DP-NMT: Scalable Differentially-Private Machine Translation
Timour Igamberdiev, Doan Nam Long Vu, Felix Künnecke, Zhuo Yu, Jannik Holmer, Ivan Habernal
TL;DR
DP-NMT addresses privacy concerns in neural machine translation by introducing an open-source, JAX/Flax-based framework for training NMT models with differential privacy via DP-SGD. It clarifies DP-SGD implementation details and examines privacy amplification under Poisson sampling versus random shuffling, enabling scalable experimentation on standard and privacy-focused datasets. The paper demonstrates the framework on multiple NMT datasets, reporting privacy/utility trade-offs and highlighting how dataset size and sampling method influence performance under fixed budgets. This work provides a practical, reproducible platform for advancing privacy-preserving NMT research and invites community feedback to broaden model support and dataset coverage.
Abstract
Neural machine translation (NMT) is a widely popular text generation task, yet there is a considerable research gap in the development of privacy-preserving NMT models, despite significant data privacy concerns for NMT systems.

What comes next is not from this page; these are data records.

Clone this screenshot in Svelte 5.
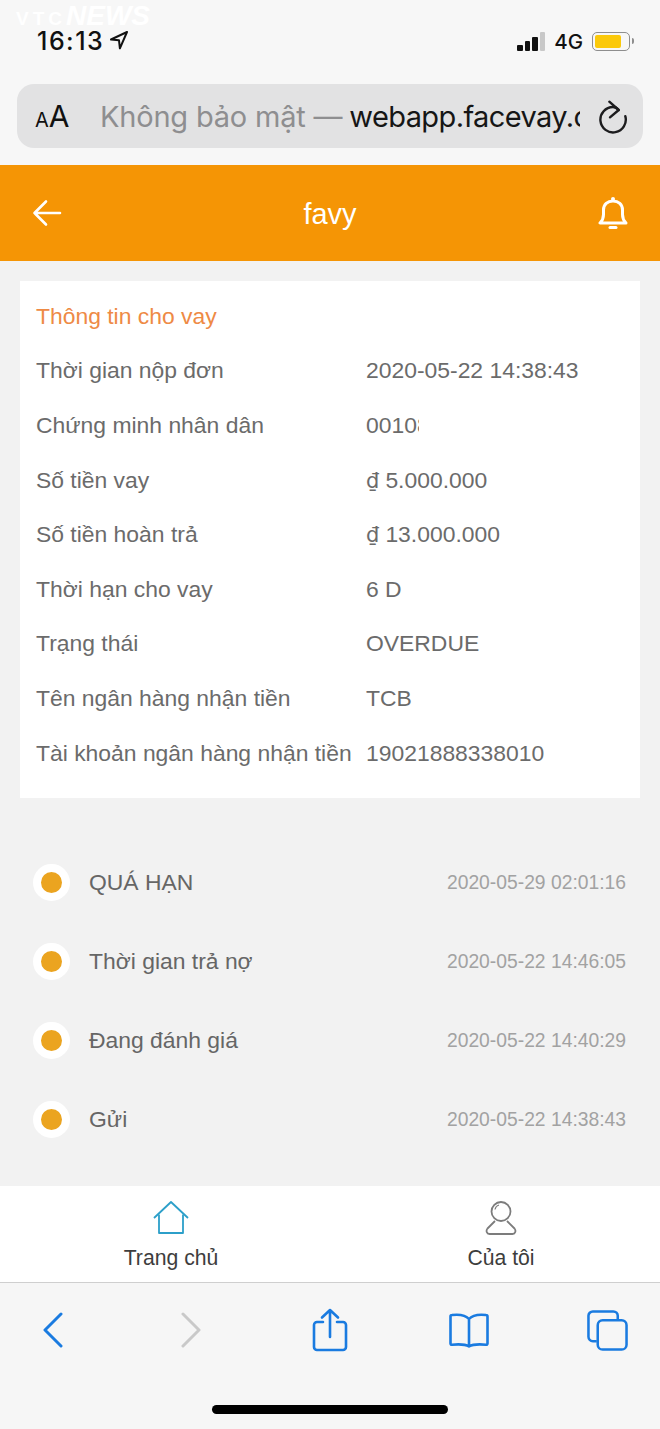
<script>
  const loanRows = [
    { label: 'Thời gian nộp đơn', value: '2020-05-22 14:38:43' },
    { label: 'Chứng minh nhân dân', value: '001085', clipped: true },
    { label: 'Số tiền vay', value: '5.000.000', money: true },
    { label: 'Số tiền hoàn trả', value: '13.000.000', money: true },
    { label: 'Thời hạn cho vay', value: '6 D' },
    { label: 'Trạng thái', value: 'OVERDUE' },
    { label: 'Tên ngân hàng nhận tiền', value: 'TCB' },
    { label: 'Tài khoản ngân hàng nhận tiền', value: '19021888338010' }
  ];

  const timeline = [
    { name: 'QUÁ HẠN', time: '2020-05-29 02:01:16' },
    { name: 'Thời gian trả nợ', time: '2020-05-22 14:46:05' },
    { name: 'Đang đánh giá', time: '2020-05-22 14:40:29' },
    { name: 'Gửi', time: '2020-05-22 14:38:43' }
  ];
</script>

<div class="phone">
  <div class="browser-top">
    <span class="watermark"><span class="wm-vtc">VTC</span><span class="wm-news">NEWS</span></span>
    <div class="status-bar">
      <div class="clock">
        <span>16:13</span>
        <svg width="20" height="20" viewBox="0 0 20 20" fill="none" stroke="#111" stroke-width="2" stroke-linejoin="round">
          <path d="M18 2 2 9.500l8 .8.900 8z" />
        </svg>
      </div>
      <div class="status-right">
        <div class="signal">
          <i style="height: 6px"></i>
          <i style="height: 10px"></i>
          <i style="height: 14px"></i>
          <i class="off" style="height: 19px"></i>
        </div>
        <span class="net">4G</span>
        <div class="battery"><div class="battery-fill"></div></div>
        <div class="battery-cap"></div>
      </div>
    </div>
    <div class="url-bar">
      <span class="aa"><small>A</small>A</span>
      <div class="url-text">
        <span class="url-muted">Không bảo mật —</span><span class="url-host">webapp.facevay.com</span>
      </div>
      <svg class="reload" width="30" height="36" viewBox="0 0 30 36" fill="none" stroke="#1c1c1e" stroke-width="2.400" stroke-linecap="round" stroke-linejoin="round">
        <path d="M20.700 12C19 10 17 9 15 9A12.700 12.700 0 1 0 27.300 18.200" />
        <path d="M11.300 3.700 20.700 12 12 19.300" />
      </svg>
    </div>
  </div>

  <header class="app-header">
    <svg width="30" height="30" viewBox="0 0 30 30" fill="none" stroke="#fff" stroke-width="2.600" stroke-linecap="round" stroke-linejoin="round">
      <path d="M28 15H2.500M14 3.500 2.500 15 14 26.500" />
    </svg>
    <span class="app-title">favy</span>
    <svg width="30" height="36" viewBox="0 0 30 36" fill="none" stroke="#fff" stroke-width="3" stroke-linejoin="round">
      <path d="M2 28h26c-2.500-2.500-3.500-5-3.500-8.500V15C24.500 9.500 20.500 6 15 6S5.500 9.500 5.500 15v4.500C5.500 23 4.500 25.500 2 28z" />
      <circle cx="15" cy="4" r="2" fill="#fff" stroke="none" />
      <path d="M12 32.500h6" stroke-linecap="round" />
    </svg>
  </header>

  <main class="content">
    <section class="card">
      <h2>Thông tin cho vay</h2>
      {#each loanRows as row}
        <div class="row">
          <span class="row-label">{row.label}</span>
          <span class="row-value" class:clipped={row.clipped}>
            {#if row.money}<span class="dong">₫</span>{/if}{row.value}
          </span>
        </div>
      {/each}
    </section>

    <ul class="timeline">
      {#each timeline as item}
        <li>
          <span class="dot"></span>
          <span class="step-name">{item.name}</span>
          <span class="step-time">{item.time}</span>
        </li>
      {/each}
    </ul>
  </main>

  <nav class="tabs">
    <div class="tab">
      <svg width="38" height="36" viewBox="0 0 38 36" fill="none" stroke="#2c9fc9" stroke-width="1.800" stroke-linejoin="round">
        <path d="M2 18 19 2l17 16" />
        <path d="M7 14.500V33h24V14.500" />
      </svg>
      <span>Trang chủ</span>
    </div>
    <div class="tab">
      <svg width="34" height="36" viewBox="0 0 34 36" fill="none" stroke="#7c7c7c" stroke-width="1.800">
        <circle cx="17" cy="11.500" r="9.500" />
        <path d="M11 9.500c.5-2.500 2-4 4-4.500" stroke-width="1.200" />
        <path d="M11 21 3.500 28.500C1.800 30.500 2.500 34 5.500 34h23c3 0 3.700-3.500 2-5.500L23 21" stroke-linejoin="round" />
      </svg>
      <span>Của tôi</span>
    </div>
  </nav>

  <footer class="browser-bottom">
    <div class="toolbar">
      <svg class="t-back" width="22" height="36" viewBox="0 0 22 36" fill="none" stroke="#1a7be0" stroke-width="3" stroke-linecap="round" stroke-linejoin="round">
        <path d="M19 2 3 18l16 16" />
      </svg>
      <svg class="t-forward" width="22" height="36" viewBox="0 0 22 36" fill="none" stroke="#c9c9c9" stroke-width="3" stroke-linecap="round" stroke-linejoin="round">
        <path d="M3 2l16 16L3 34" />
      </svg>
      <svg class="t-share" width="36" height="44" viewBox="0 0 36 44" fill="none" stroke="#1a7be0" stroke-width="2.600" stroke-linecap="round" stroke-linejoin="round">
        <path d="M11 14H5a3 3 0 0 0-3 3v22a3 3 0 0 0 3 3h26a3 3 0 0 0 3-3V17a3 3 0 0 0-3-3h-6" />
        <path d="M18 29V2M10 9.500 18 2l8 7.500" />
      </svg>
      <svg class="t-book" width="40" height="36" viewBox="0 0 40 36" fill="none" stroke="#1a7be0" stroke-width="2.600" stroke-linejoin="round">
        <path d="M20 7C17 3.500 12 2 3 3 2 3 1.500 3.500 1.500 4.500v27c0 .8.500 1.300 1.500 1.200C10 32 16 32 20 34.500c4-2.500 10-2.500 17-1.800 1 .1 1.500-.4 1.500-1.200v-27C38.500 3.500 38 3 37 3 28 2 23 3.500 20 7zM20 7v27" />
      </svg>
      <svg class="t-tabs" width="41" height="41" viewBox="0 0 42 42" fill="none" stroke="#1a7be0" stroke-width="2.600">
        <path d="M10 32H6a4.500 4.500 0 0 1-4.500-4.500V6A4.500 4.500 0 0 1 6 1.500h21A4.500 4.500 0 0 1 31.500 6v4" />
        <rect x="11" y="10.500" width="29.500" height="30" rx="5" />
      </svg>
    </div>
    <div class="home-indicator"></div>
  </footer>
</div>

<style>
  :global(body) {
    margin: 0;
    background: #f2f2f2;
  }

  .phone {
    position: relative;
    width: 660px;
    height: 1429px;
    overflow: hidden;
    display: flex;
    flex-direction: column;
    font-family: "Liberation Sans", Arial, sans-serif;
  }

  .browser-top {
    height: 165px;
    background: #f7f7f7;
    box-sizing: border-box;
    padding: 0 17px;
  }

  .watermark {
    position: absolute;
    left: 16px;
    top: 0;
    color: #fff;
    font-weight: 700;
    font-style: italic;
    line-height: 32px;
    white-space: nowrap;
  }

  .wm-vtc {
    font-size: 19px;
    font-style: normal;
    letter-spacing: 4px;
  }

  .wm-news {
    font-size: 28px;
    letter-spacing: 0;
  }

  .status-bar {
    height: 84px;
    display: flex;
    justify-content: space-between;
    box-sizing: border-box;
    padding: 25px 9px 0 20px;
  }

  .clock {
    display: flex;
    align-items: flex-start;
    gap: 5px;
    font-family: Inter, sans-serif;
    font-size: 25px;
    font-weight: 500;
    letter-spacing: 1.500px;
    line-height: 32px;
    color: #111;
  }

  .clock svg {
    margin-top: 5px;
  }

  .status-right {
    display: flex;
    align-items: center;
    height: 32px;
  }

  .signal {
    display: flex;
    align-items: flex-end;
    gap: 2px;
    margin-right: 9px;
  }

  .signal i {
    display: block;
    width: 5.500px;
    background: #111;
    border-radius: 1px;
  }

  .signal i.off {
    background: #c8c8c8;
  }

  .net {
    font-family: Inter, sans-serif;
    font-size: 20.500px;
    font-weight: 500;
    color: #111;
    margin-right: 9px;
  }

  .battery {
    width: 38px;
    height: 19px;
    box-sizing: border-box;
    border: 1.500px solid #8e8e8e;
    border-radius: 5px;
    padding: 2px;
  }

  .battery-fill {
    width: 26px;
    height: 100%;
    background: #fbc90a;
    border-radius: 2px;
  }

  .battery-cap {
    width: 2px;
    height: 6px;
    margin-left: 2px;
    background: #8e8e8e;
    border-radius: 0 2px 2px 0;
  }

  .url-bar {
    height: 64px;
    display: flex;
    align-items: center;
    background: #e2e2e3;
    border-radius: 17px;
    box-sizing: border-box;
    padding: 0 14px 0 18px;
  }

  .aa {
    width: 65px;
    flex: none;
    font-family: Inter, sans-serif;
    font-size: 30px;
    color: #111;
  }

  .aa small {
    font-size: 20px;
  }

  .url-text {
    width: 480px;
    flex: none;
    overflow: hidden;
    white-space: nowrap;
    font-family: Inter, sans-serif;
    font-size: 29px;
    letter-spacing: -0.2px;
  }

  .url-muted {
    color: #8e8e90;
  }

  .url-host {
    color: #161616;
    margin-left: 7px;
    letter-spacing: -0.6px;
  }

  .reload {
    margin-left: 18px;
    flex: none;
  }

  .app-header {
    height: 96px;
    flex: none;
    background: #f59505;
    display: flex;
    align-items: center;
    justify-content: space-between;
    box-sizing: border-box;
    padding: 0 32px;
  }

  .app-title {
    color: #fff;
    font-size: 29px;
    margin-top: 3px;
  }

  .content {
    flex: 1;
    background: #f2f2f2;
    padding: 20px 20px 0;
  }

  .card {
    background: #fff;
    height: 517px;
    box-sizing: border-box;
    padding: 8px 16px 0;
  }

  h2 {
    margin: 0;
    height: 54.600px;
    line-height: 54.600px;
    font-size: 22.900px;
    font-weight: 400;
    color: #ee8a45;
  }

  .row {
    display: flex;
    height: 54.600px;
    align-items: center;
    font-size: 22.900px;
    color: #6b6b6b;
  }

  .row-label {
    width: 330px;
    flex: none;
    white-space: nowrap;
  }

  .row-value {
    white-space: nowrap;
  }

  .dong {
    font-family: "DejaVu Sans", sans-serif;
    font-size: 21px;
    margin-right: 6px;
  }

  .clipped {
    width: 53px;
    overflow: hidden;
  }

  .timeline {
    list-style: none;
    margin: 45px 0 0;
    padding: 0 14px 0 13px;
  }

  .timeline li {
    height: 79px;
    display: flex;
    align-items: center;
  }

  .dot {
    width: 21px;
    height: 21px;
    flex: none;
    background: #eba420;
    border: 8px solid #fff;
    border-radius: 50%;
    margin-right: 19px;
  }

  .step-name {
    flex: 1;
    font-size: 22.900px;
    color: #666;
  }

  .step-time {
    font-size: 19.300px;
    color: #a2a2a2;
  }

  .tabs {
    height: 96px;
    flex: none;
    background: #fff;
    display: flex;
    border-bottom: 1px solid #cfcfcf;
  }

  .tab {
    display: flex;
    flex-direction: column;
    align-items: center;
    padding-top: 14px;
    box-sizing: border-box;
    font-size: 21.200px;
    color: #3d3d3d;
  }

  .tab:first-child {
    width: 342px;
  }

  .tab:last-child {
    width: 318px;
  }

  .tab span {
    margin-top: 10px;
  }

  .browser-bottom {
    height: 146px;
    flex: none;
    background: #f6f6f6;
    box-sizing: border-box;
  }

  .toolbar {
    display: flex;
    align-items: center;
    height: 94px;
    padding-left: 42px;
  }

  .t-back { margin-right: 116px; }
  .t-forward { margin-right: 110px; }
  .t-share { margin-right: 101px; }
  .t-book { margin-right: 98px; }

  .home-indicator {
    width: 236px;
    height: 9px;
    margin: 28px auto 0;
    background: #000;
    border-radius: 5px;
  }
</style>
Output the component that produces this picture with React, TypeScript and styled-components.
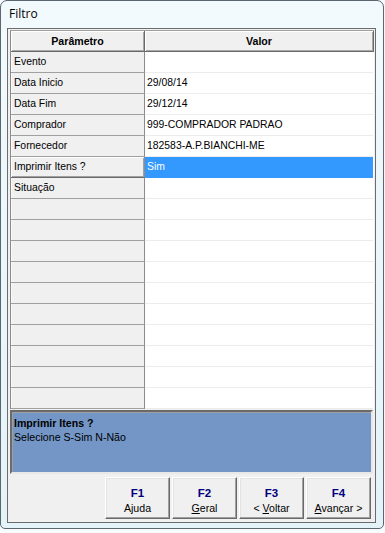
import React from "react";
import styled, { createGlobalStyle } from "styled-components";

const Global = createGlobalStyle`
  html, body { margin: 0; padding: 0; background: #f7fbfd; }
  body { font-family: "Liberation Sans", Arial, sans-serif; }
`;

const Frame = styled.div`
  box-sizing: border-box;
  width: 384px;
  height: 529px;
  border: 1px solid #5b6770;
  border-radius: 7px 7px 5px 5px;
  background: linear-gradient(#f2fafd, #e4f3f9);
  padding: 0 7px 5px 6px;
  display: flex;
  flex-direction: column;
`;

const TitleBar = styled.div`
  height: 27px;
  box-sizing: border-box;
  padding: 5px 0 0 2px;
  font-family: "Open Sans", "Noto Sans", sans-serif;
  font-size: 12px;
  line-height: 16px;
  color: #000;
`;

const Client = styled.div`
  flex: 1;
  box-sizing: border-box;
  border: 1px solid #6c6c6c;
  background: #f0f0f0;
  padding: 1px 1px 1px 1px;
  display: flex;
  flex-direction: column;
  font-size: 10.4px;
  color: #000;
`;

const Grid = styled.div`
  margin: 0 0 1px 1px;
  border-top: 1px solid #a0a0a0;
  border-left: 1px solid #8a8a8a;
  background: #fff;
  display: flex;
  flex-direction: column;
`;

const Row = styled.div`
  display: grid;
  grid-template-columns: 134px 1fr;
  height: 21px;
`;

const HeaderRow = styled(Row)`
  height: 21px;
`;

const HeaderCell = styled.div`
  box-sizing: border-box;
  background: #f0f0f0;
  border-right: 1px solid #696969;
  border-bottom: 1px solid #696969;
  box-shadow: inset 1px 1px #fff, inset -1px -1px #a8a8a8;
  font-weight: bold;
  text-align: center;
  line-height: 20px;
  font-size: 10.6px;
`;

const FixedCell = styled.div<{ $active?: boolean }>`
  box-sizing: border-box;
  background: #f0f0f0;
  border-right: 1px solid #8c8c8c;
  border-bottom: 1px solid ${(p) => (p.$active ? "#696969" : "#a0a0a0")};
  box-shadow: ${(p) =>
    p.$active ? "inset 1px 1px #fff, inset -1px -1px #a0a0a0" : "inset 1px 0 #fafafa"};
  padding-left: 3px;
  line-height: 20px;
  white-space: nowrap;
`;

const ValueCell = styled.div<{ $selected?: boolean }>`
  box-sizing: border-box;
  background: ${(p) => (p.$selected ? "#3399ff" : "#fff")};
  color: ${(p) => (p.$selected ? "#fff" : "#000")};
  border-bottom: 1px solid ${(p) => (p.$selected ? "#3399ff" : "#ececec")};
  margin-right: 1px;
  padding-left: 2px;
  line-height: 20px;
  white-space: nowrap;
`;

const HintPanel = styled.div`
  box-sizing: border-box;
  margin-left: 1px;
  margin-right: 1px;
  height: 64px;
  background: #7396c6;
  border: 2px solid;
  border-color: #6a6a6a #e8e8e8 #e8e8e8 #6a6a6a;
  box-shadow: inset 1px 1px #a0a0a0;
  padding: 4px 0 0 2px;
  line-height: 14px;
  font-size: 10.6px;
`;

const HintTitle = styled.div`
  font-weight: bold;
`;

const ButtonBar = styled.div`
  display: flex;
  justify-content: flex-end;
  gap: 2px;
  padding: 3px 3px 0 0;
`;

const FButton = styled.div`
  box-sizing: border-box;
  width: 65px;
  height: 42px;
  background: #f0f0f0;
  border: 1px solid;
  border-color: #ffffff #696969 #696969 #ffffff;
  box-shadow: inset -1px -1px #a0a0a0, inset 1px 1px #e3e3e3;
  display: flex;
  flex-direction: column;
  align-items: center;
  padding-top: 8px;
  font-size: 10.6px;
`;

const FKey = styled.div`
  font-weight: bold;
  color: #000080;
  font-size: 11.5px;
  line-height: 14px;
`;

const FLabel = styled.div`
  line-height: 16px;
  color: #000;
  white-space: nowrap;
  & u { text-decoration-thickness: 1px; text-underline-offset: 1px; }
`;

const rows: { p: string; v: string; sel?: boolean }[] = [
  { p: "Evento", v: "" },
  { p: "Data Inicio", v: "29/08/14" },
  { p: "Data Fim", v: "29/12/14" },
  { p: "Comprador", v: "999-COMPRADOR PADRAO" },
  { p: "Fornecedor", v: "182583-A.P.BIANCHI-ME" },
  { p: "Imprimir Itens ?", v: "Sim", sel: true },
  { p: "Situação", v: "" },
  ...Array.from({ length: 10 }, () => ({ p: "", v: "" })),
];

export default function App() {
  return (
    <>
      <Global />
      <Frame>
        <TitleBar>Filtro</TitleBar>
        <Client>
          <Grid>
            <HeaderRow>
              <HeaderCell>Parâmetro</HeaderCell>
              <HeaderCell>Valor</HeaderCell>
            </HeaderRow>
            {rows.map((r, i) => (
              <Row key={i}>
                <FixedCell $active={r.sel}>{r.p}</FixedCell>
                <ValueCell $selected={r.sel}>{r.v}</ValueCell>
              </Row>
            ))}
          </Grid>
          <HintPanel>
            <HintTitle>Imprimir Itens ?</HintTitle>
            <div>Selecione S-Sim N-Não</div>
          </HintPanel>
          <ButtonBar>
            <FButton>
              <FKey>F1</FKey>
              <FLabel>Ajuda</FLabel>
            </FButton>
            <FButton>
              <FKey>F2</FKey>
              <FLabel>
                <u>G</u>eral
              </FLabel>
            </FButton>
            <FButton>
              <FKey>F3</FKey>
              <FLabel>
                &lt; <u>V</u>oltar
              </FLabel>
            </FButton>
            <FButton>
              <FKey>F4</FKey>
              <FLabel>
                <u>A</u>vançar &gt;
              </FLabel>
            </FButton>
          </ButtonBar>
        </Client>
      </Frame>
    </>
  );
}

Differentially private stochastic gradient descent (DP-SGD) is a popular method for training machine learning models with concrete privacy guarantees; however, the implementation specifics of training a model with DP-SGD are not always clarified in existing models, with differing software libraries used and code bases not always being public, leading to reproducibility issues. To tackle this, we introduce DP-NMT, an open-source framework for carrying out research on privacy-preserving NMT with DP-SGD, bringing together numerous models, datasets, and evaluation metrics in one systematic software package. Our goal is to provide a platform for researchers to advance the development of privacy-preserving NMT systems, keeping the specific details of the DP-SGD algorithm transparent and intuitive to implement. We run a set of experiments on datasets from both general and privacy-related domains to demonstrate our framework in use. We make our framework publicly available and welcome feedback from the community.